Is this approach to assessment compatible with providing data to our stakeholders about the effectiveness of the education we provide? We believe that it provides the best possible evidence: We explicitly state our learning goals, and we have the data to show our students are meeting them. We have made our philosophy and results of our work of the last several decades available to our higher education colleagues in Learning That Lasts: Integrating Learning, Development and Performance in College and Beyond (Ohio State University Press, 2002). We have also shared our approach to student assessment-as-learning with universities, community and technical colleges, professional schools and K-12 schools both nationally and internationally. These consortial and consultative conversations have demonstrated that student assessment-as-learning can be taken up by institutions of diverse missions and classifications, as long as faculty are willing to engage in the effort of making their learning expectations explicit, and are committed to making sure that students meet these expectations.
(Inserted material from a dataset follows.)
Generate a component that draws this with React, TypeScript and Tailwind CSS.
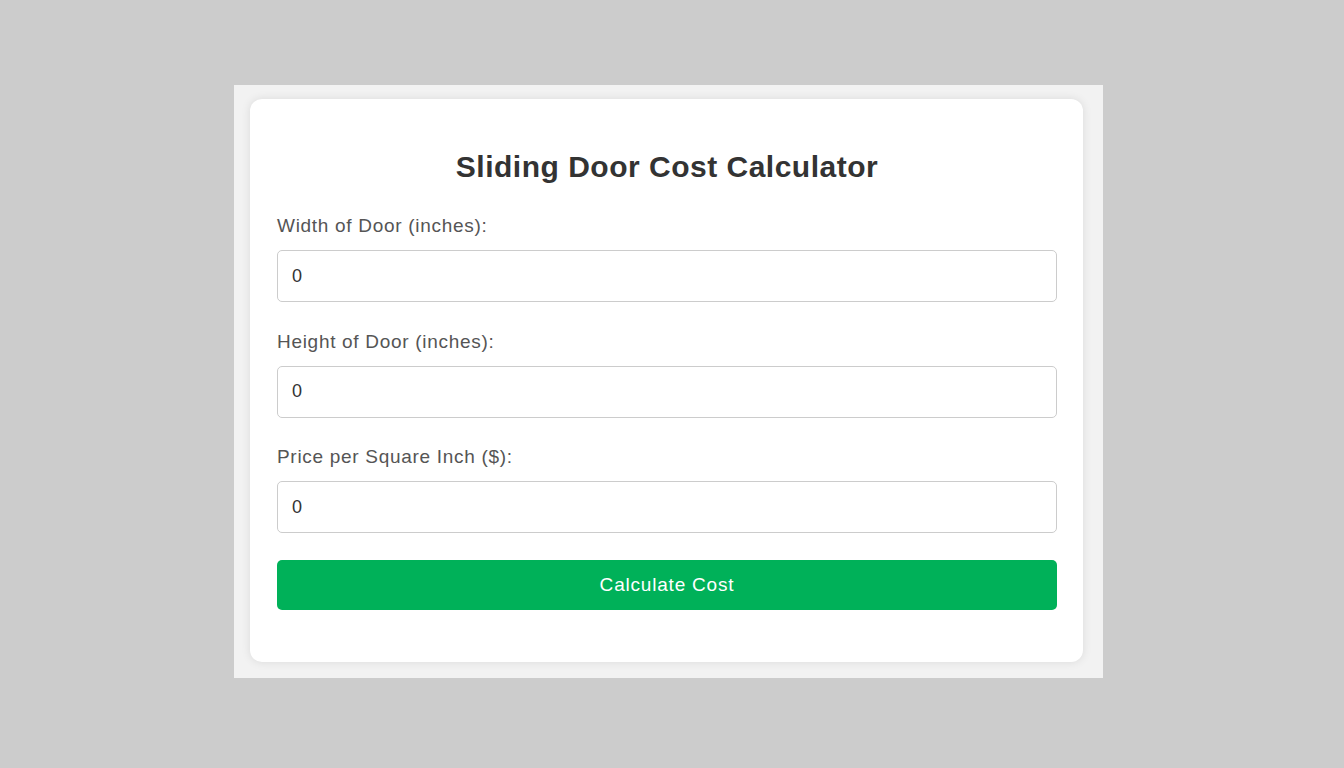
import { useState } from "react";

const fields = [
  { id: "width", label: "Width of Door (inches):" },
  { id: "height", label: "Height of Door (inches):" },
  { id: "price", label: "Price per Square Inch ($):" },
];

export default function App() {
  const [values, setValues] = useState<Record<string, string>>({
    width: "0",
    height: "0",
    price: "0",
  });

  return (
    <div
      className="min-h-screen bg-[#cccccc] pl-[234px] pt-[85px]"
      style={{ fontFamily: '"Liberation Sans", Arial, sans-serif' }}
    >
      <div className="w-[869px] bg-[#f2f2f2] pb-4 pl-4 pr-5 pt-[14px]">
        <div className="rounded-[12px] bg-white pb-[52px] pl-[27px] pr-[26px] pt-[52px] shadow-[0_0_10px_rgba(0,0,0,0.1)]">
          <h1 className="mb-[32px] text-center text-[30px] font-bold leading-[32px] tracking-[0.5px] text-[#333333]">
            Sliding Door Cost Calculator
          </h1>

          <div className="flex flex-col gap-[28.5px]">
            {fields.map((f) => (
              <div key={f.id} className="flex flex-col">
                <label
                  htmlFor={f.id}
                  className="mb-[14px] text-[19px] leading-[21px] tracking-[0.7px] text-[#555555]"
                >
                  {f.label}
                </label>
                <input
                  id={f.id}
                  type="number"
                  value={values[f.id]}
                  onChange={(e) =>
                    setValues({ ...values, [f.id]: e.target.value })
                  }
                  className="h-[52px] w-full rounded-[5px] border border-[#cccccc] bg-white px-[14px] text-[18px] text-[#333333] outline-none"
                />
              </div>
            ))}
          </div>

          <button className="mt-[27px] h-[50px] w-full rounded-[5px] bg-[#00b159] text-[19px] tracking-[0.8px] text-white">
            Calculate Cost
          </button>
        </div>
      </div>
    </div>
  );
}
Is our approach to assessment consistent with using standardized measures of student learning? Yes, if the focus of these measures continues to be on the improvement of learning for our students. For a number of years, we have administered the National Survey of Student Engagement to our students. We are proud of the high marks our students have given their Alverno education for the diverse, challenging and supportive learning environment the college provides. The NSSE instrument measures what is very important to us -- students’ experience of their learning and their engagement in it -- and we have used the results to guide improvements in both advising processes and co-curricular life.

In an article in the Association of American Colleges and Universities’ Peer Review, “Can Assessment for Accountability Complement Assessment for Improvement?” Trudy Banta observed that across the country “some faculty in virtually every institution” are trying out the assessment of learning outcomes for their potential for improving student learning. She recommends that we should look very carefully at the validity and reliability of standardized tests before we adopt them wholesale. If we must compare student performance across institutions, in those cases where institutions share learning goals, comparing student performance in relation to common rubrics would give much richer and more relevant evidence of what students are learning than standardized tests. Accountability for results is not inconsistent with assessing to promote student learning, but promoting student learning should always come first. Banta hopes, as I do, that calls for assessment for accountability -- what I have called “trickle down assessment” -- will not stifle this movement for assessing from the ground up.